**Challenge**
Filter the entries below, keeping only lines with the word "Give".

-- Start of Data to process --

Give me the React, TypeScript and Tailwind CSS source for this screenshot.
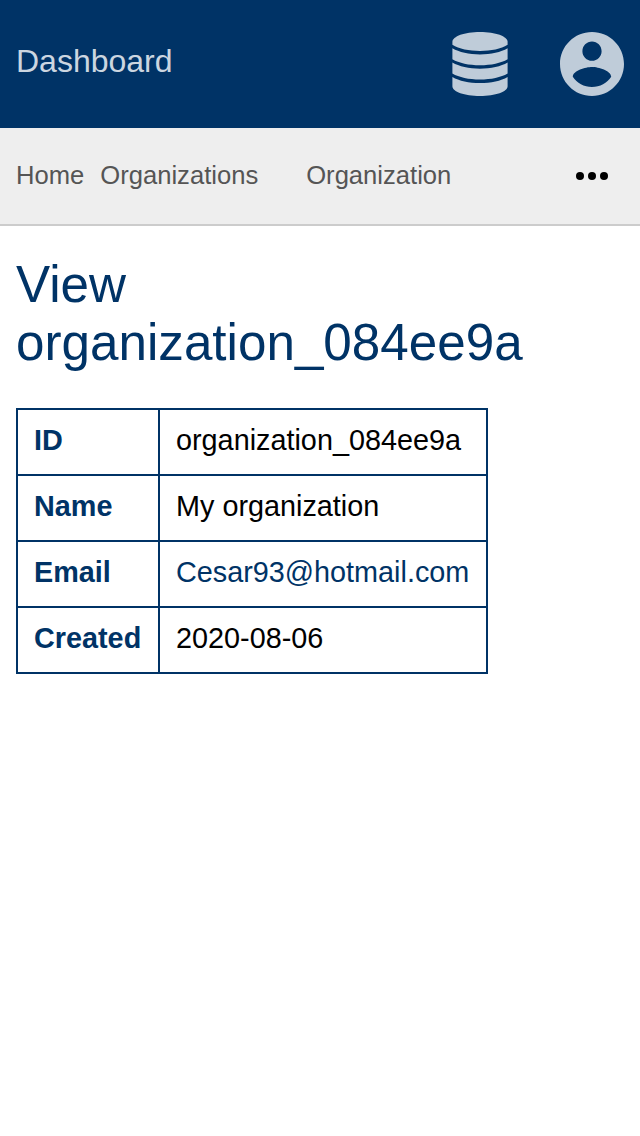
const rows = [
  { label: "ID", value: "organization_084ee9a" },
  { label: "Name", value: "My organization" },
  { label: "Email", value: "Cesar93@hotmail.com", link: true },
  { label: "Created", value: "2020-08-06" },
];

function DatabaseIcon() {
  return (
    <svg className="mr-[52px] h-16 w-14" viewBox="0 0 56 64" fill="currentColor">
      <path d="M28 0C43.5 0 55.6 4.4 55.6 9.8V12.8C49 17 39 19 28 19S7 17 .4 12.8V9.8C.4 4.4 12.5 0 28 0Z" />
      <path d="M.4 16.3C7 20.2 17 22.4 28 22.4S49 20.2 55.6 16.3V27.2C49 31.1 39 33.2 28 33.2S7 31.1 .4 27.2Z" />
      <path d="M.4 30.6C7 34.5 17 36.7 28 36.7S49 34.5 55.6 30.6V41.5C49 45.4 39 47.5 28 47.5S7 45.4 .4 41.5Z" />
      <path d="M.4 44.9C7 48.8 17 51 28 51S49 48.8 55.6 44.9V54.2C55.6 59.6 43.5 64 28 64S.4 59.6 .4 54.2Z" />
    </svg>
  );
}

function AccountIcon() {
  return (
    <svg className="size-16" viewBox="2 2 20 20" fill="currentColor">
      <path d="M12 2C6.48 2 2 6.48 2 12s4.48 10 10 10 10-4.48 10-10S17.52 2 12 2zm0 3c1.66 0 3 1.34 3 3s-1.34 3-3 3-3-1.34-3-3 1.34-3 3-3zm0 14.2c-2.5 0-4.71-1.28-6-3.22.03-1.99 4-3.08 6-3.08 1.99 0 5.97 1.09 6 3.08-1.29 1.94-3.5 3.22-6 3.22z" />
    </svg>
  );
}

export default function App() {
  return (
    <div className="min-h-screen bg-white font-['Liberation_Sans',sans-serif] text-black">
      <header className="flex h-32 items-center bg-[#003366] px-4 text-[#bfccd9]">
        <a className="mb-1.5 grow text-[32px] leading-[48px] text-[#ccd6e0]">Dashboard</a>
        <DatabaseIcon />
        <AccountIcon />
      </header>
      <nav className="flex h-[98px] items-center border-b-2 border-[#cccccc] bg-[#eeeeee] px-4 text-[25.6px] text-[#555555]">
        <a className="mr-4 pb-0.5">Home</a>
        <a className="mr-12 pb-0.5">Organizations</a>
        <a className="grow pb-0.5">Organization</a>
        <svg className="mr-4 h-2 w-8" viewBox="0 0 32 8">
          <circle cx="4" cy="4" r="4" fill="#000" />
          <circle cx="16" cy="4" r="4" fill="#000" />
          <circle cx="28" cy="4" r="4" fill="#000" />
        </svg>
      </nav>
      <main className="px-4 pt-[30px]">
        <h1 className="text-[51.2px] leading-[58px] text-[#003366]">
          View
          <br />
          organization_084ee9a
        </h1>
        <table className="mt-9 w-[472px] table-fixed border-collapse text-[28.8px] leading-[32px]">
          <tbody>
            {rows.map((row) => (
              <tr key={row.label}>
                <th className="w-[142px] border-2 border-[#003366] px-4 pt-3.5 pb-[18px] text-left font-bold text-[#003366]">{row.label}</th>
                <td className="border-2 border-[#003366] px-4 pt-3.5 pb-[18px]">
                  {row.link ? <a className="text-[#003366]">{row.value}</a> : row.value}
                </td>
              </tr>
            ))}
          </tbody>
        </table>
      </main>
    </div>
  );
}
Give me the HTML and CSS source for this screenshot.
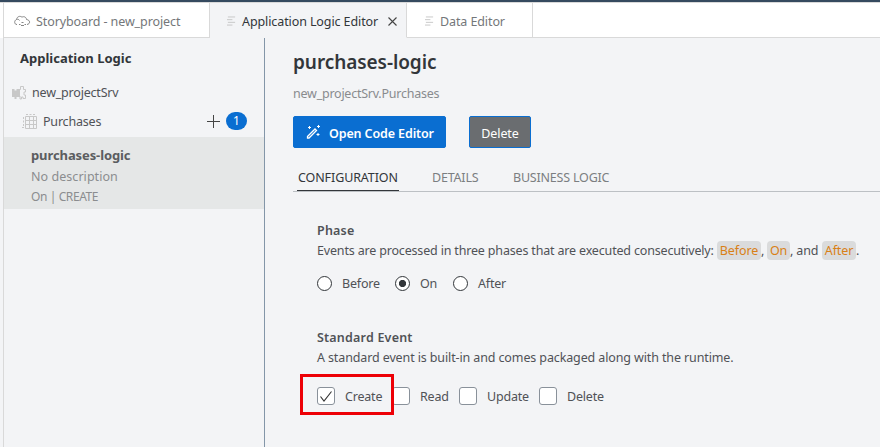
FILE: index.html
```html
<!DOCTYPE html>
<html lang="en">
<head>
<meta charset="utf-8">
<title>Application Logic Editor</title>
<link rel="stylesheet" href="styles.css">
</head>
<body>
<div class="app">
  <nav class="tabs">
    <div class="tab tab-story">
      <svg class="cloud" viewBox="0 0 16 12" fill="none" stroke="#858585"><path d="M3 9.500C0 9.500 0 5.500 2.500 4.500C3 1.500 6 .5 8 2.200C10 .8 12.500 2.500 12.500 4.500C16.500 5 16.500 9 13 9.500M2.500 4.500C4 4 5 4.500 5.500 5.500"/><path d="M5 9.500h1.500M7.500 7.500h2M10.500 9.500H12M7 10.500h3"/></svg>
      <span class="t1">Storyboard - new_project</span>
    </div>
    <div class="tab tab-logic active">
      <svg class="lines" viewBox="0 0 10 10" stroke="#c4c4c4"><path d="M1 .5h8M0 3.500h6M1 6.500h8M0 9.500h6"/></svg>
      <span class="t2">Application Logic Editor</span>
      <svg class="close" viewBox="0 0 9 9" stroke="#444" stroke-width="1.100"><path d="M.5.500l8 8M8.500.500l-8 8"/></svg>
    </div>
    <div class="tab tab-data">
      <svg class="lines" viewBox="0 0 10 10" stroke="#c4c4c4"><path d="M1 .5h8M0 3.500h6M1 6.500h8M0 9.500h6"/></svg>
      <span class="t3">Data Editor</span>
    </div>
    <div class="tab-fill"></div>
  </nav>
  <div class="workspace">
    <aside class="sidebar">
      <h2>Application Logic</h2>
      <div class="row service">
        <svg class="puzzle" viewBox="0 0 16 15"><path fill="#c8c8c8" d="M1 3h2.500v1.500h2V3H9v8H5.500v2h-2v-2H1z"/><path fill="none" stroke="#c8c8c8" d="M9 3.500h.5V.500h3v3h2V6H13v3h1.500v3.500H12V11h-1.500v2H9v-3"/></svg>
        <span class="name">new_projectSrv</span>
      </div>
      <div class="row entity">
        <svg class="table" viewBox="0 0 16 15" fill="none" stroke="#c8c8c8"><path d="M3.500 2.500h11v12h-11zM7.500 2.500v12M11.500 2.500v12M3.500 6.500h11M3.500 10.500h11"/><path d="M4 .5h2M7.500.500h2M11 .5h2M1.500 3v2M1.500 6.500v2M1.500 10v2M0 13.500h2"/></svg>
        <span class="name">Purchases</span>
        <svg class="plus" viewBox="0 0 13 13" stroke="#444"><path d="M6.500 0v13M0 6.500h13"/></svg>
        <span class="count">1</span>
      </div>
      <div class="handler">
        <strong>purchases-logic</strong>
        <p class="description">No description</p>
        <p class="small">On | CREATE</p>
      </div>
    </aside>
    <main class="content">
      <h1>purchases-logic</h1>
      <div class="path">new_projectSrv.Purchases</div>
      <div class="actions">
        <button class="primary">
          <svg class="wand" viewBox="0 0 15 15" fill="none" stroke="#fff"><path stroke-width="1.300" d="M1.500 11.500L9 4l1.500 1.500L3 13H1.500z"/><path d="M3.500 1v3M2 2.500h3M12.500 0v3M11 1.500h3M12 8v3M10.500 9.500h3"/></svg>
          <span>Open Code Editor</span>
        </button>
        <button class="secondary">Delete</button>
      </div>
      <div class="sections">
        <div class="section selected">CONFIGURATION</div>
        <div class="section">DETAILS</div>
        <div class="section">BUSINESS LOGIC</div>
      </div>
      <section class="group phase">
        <h3>Phase</h3>
        <p class="phase-text"><span class="lead">Events are processed in three phases that are executed consecutively:</span><code class="c1">Before</code><i>,</i><code class="c2">On</code><i class="and">, and</i><code class="c3">After</code><i>.</i></p>
        <div class="options">
          <label class="o1"><span class="radio"></span>Before</label>
          <label class="o2"><span class="radio on"></span>On</label>
          <label class="o3"><span class="radio"></span>After</label>
        </div>
      </section>
      <section class="group event">
        <h3>Standard Event</h3>
        <p>A standard event is built-in and comes packaged along with the runtime.</p>
        <div class="options checks">
          <label class="k1"><span class="check"><svg viewBox="0 0 12 11" fill="none" stroke="#333" stroke-width="1.100"><path d="M.5 5.500l3.500 4.500L11.500.500"/></svg></span>Create</label>
          <label class="k2"><span class="check"></span>Read</label>
          <label class="k3"><span class="check"></span>Update</label>
          <label class="k4"><span class="check"></span>Delete</label>
          <div class="highlight"></div>
        </div>
      </section>
    </main>
  </div>
</div>
</body>
</html>
```
FILE: styles.css
```css
* { box-sizing: border-box; }
body { margin: 0; background: #f3f4f6; font: 12.500px/18px "Noto Sans", "Open Sans", sans-serif; letter-spacing: -0.1px; color: #505256; }
h1, h2, h3, p { margin: 0; }
svg { display: block; flex: none; overflow: visible; }
.app { height: 447px; overflow: hidden; border-top: 2px solid #354a5f; }
.tabs { display: flex; height: 36px; padding-left: 3px; border-top: 1px solid #d9d9d9; background: #fff; }
.tab { display: flex; align-items: center; height: 35px; padding-top: 3px; border-right: 1px solid #d9d9d9; border-bottom: 1px solid #d9d9d9; color: #74777a; white-space: nowrap; }
.tab-story { width: 207px; padding-left: 10px; border-left: 1px solid #d9d9d9; }
.tab-logic { width: 197px; padding-left: 17px; }
.tab-data { width: 126px; padding-left: 18px; }
.tab.active { background: #f3f4f6; border-bottom-color: #f3f4f6; color: #32363a; }
.tab-fill { flex: 1; height: 35px; border-bottom: 1px solid #d9d9d9; }
.t1 { letter-spacing: -0.1px; }
.cloud { width: 16px; height: 12px; margin: -2px 6px 0 0; }
.lines { width: 9px; height: 10px; margin: -2px 6px 0 0; }
.close { width: 9px; height: 9px; margin: 0 0 0 10px; }
.workspace { display: flex; height: 409px; margin-left: 3px; border-left: 1px solid #d9d9d9; }
.sidebar { width: 261px; border-right: 1px solid #8396a8; white-space: nowrap; }
.sidebar h2 { padding: 11px 0 0 16px; font-size: 13px; line-height: 18px; letter-spacing: 0; color: #32363a; }
.row { display: flex; align-items: center; }
.name { letter-spacing: -0.2px; }
.service { height: 20px; margin-top: 16px; padding-left: 7px; }
.puzzle { width: 16px; height: 15px; margin-right: 5px; }
.entity { height: 20px; margin-top: 8px; padding-left: 18px; }
.table { width: 16px; height: 15px; margin-right: 5px; }
.entity .name { width: 160px; padding-top: 2px; }
.plus { width: 13px; height: 13px; margin-left: 4px; }
.count { width: 21px; height: 18px; margin-left: 6px; border-radius: 9px; background: #0a6ed1; color: #fff; text-align: center; font-size: 12px; }
.handler { height: 72px; margin-top: 6px; padding: 9px 27px; background: #e5e7e7; color: #8b8d8f; }
.handler strong { display: block; line-height: 18px; font-size: 13px; color: #5b5d60; }
.handler p { margin-top: 4px; }
.handler .description { letter-spacing: 0.05px; }
.handler p.small { margin-top: 2px; font-size: 12px; letter-spacing: -0.4px; }
.content { flex: 1; padding-left: 28px; white-space: nowrap; }
h1 { margin-top: 10px; font-size: 19px; line-height: 28px; letter-spacing: -0.07px; color: #32363a; font-weight: 600; }
.path { margin-top: 9px; letter-spacing: -0.24px; color: #898b8e; }
.actions { display: flex; gap: 23px; margin-top: 13px; }
button { display: flex; align-items: center; height: 32px; padding: 3px 0 0; border: 1px solid #0a6ed1; border-radius: 2px; color: #fff; font: 600 12.500px/18px "Noto Sans", sans-serif; letter-spacing: -0.12px; }
.primary { width: 153px; padding-left: 12px; background: #0a6ed1; }
.wand { width: 15px; height: 15px; margin: -3px 8px 0 0; }
.secondary { width: 62px; justify-content: center; background: #6a6d70; font-weight: 400; }
.sections { display: flex; height: 44px; border-bottom: 1px solid #bcc0c4; color: #7b7e81; }
.section { padding-top: 21px; margin-right: 34px; }
.section.selected { width: 102px; height: 43px; margin: 0 33px 0 4px; padding-left: 1px; border-bottom: 1px solid #32363a; color: #32363a; }
.section:nth-child(2) { width: 47px; letter-spacing: -0.2px; }
.section:last-child { letter-spacing: -0.2px; }
.group { padding-left: 24px; }
.phase { margin-top: 30px; }
.event { margin-top: 37px; }
h3 { font-size: 12.500px; line-height: 18px; letter-spacing: 0.2px; font-weight: 600; }
.group p { margin-top: 2px; letter-spacing: -0.12px; }
.group .phase-text { display: flex; align-items: center; height: 19px; margin-top: 1px; }
.group .lead { width: 400px; letter-spacing: -0.17px; }
.phase-text i { width: 6px; font-style: normal; }
.phase-text i.and { width: 32px; }
code { height: 19px; padding-top: 1px; border-radius: 4px; background: #dadbdc; color: #d98016; font: inherit; text-align: center; }
.c1 { width: 44px; }
.c2 { width: 23px; }
.c3 { width: 34px; }
.options { position: relative; display: flex; margin-top: 15px; }
label { display: flex; align-items: center; height: 17px; padding-top: 1px; letter-spacing: -0.2px; }
.radio { width: 15px; height: 15px; margin: -2px 10px 0 0; border: 1px solid #32363a; border-radius: 50%; background: #fff; }
.radio.on { background: radial-gradient(circle, #32363a 3.200px, #fff 4px); }
.o1 { width: 78px; }
.o2 { width: 58px; }
.checks { margin-top: 19px; }
.checks label { height: 19px; padding-top: 2px; }
.check { width: 18px; height: 18px; margin: -2px 10px 0 0; padding: 3px 2px; border: 1px solid #89919a; border-radius: 3px; background: #fff; }
.check svg { width: 12px; height: 11px; }
.k1 { width: 75px; }
.k2 { width: 67px; }
.k3 { width: 80px; }
.highlight { position: absolute; left: -17px; top: -12px; width: 94px; height: 41px; border: 3px solid #ed0006; }
```
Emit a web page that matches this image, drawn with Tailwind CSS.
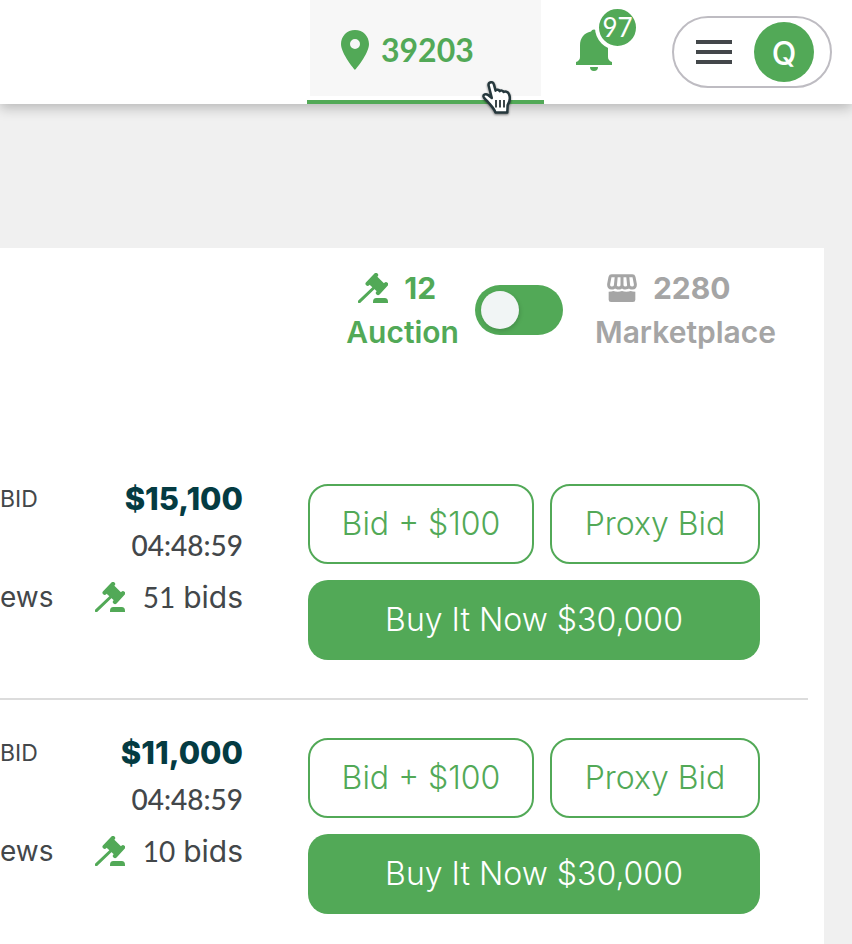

-- End of Data to process --

**Expected answer**
Give me the React, TypeScript and Tailwind CSS source for this screenshot.
Give me the HTML and CSS source for this screenshot.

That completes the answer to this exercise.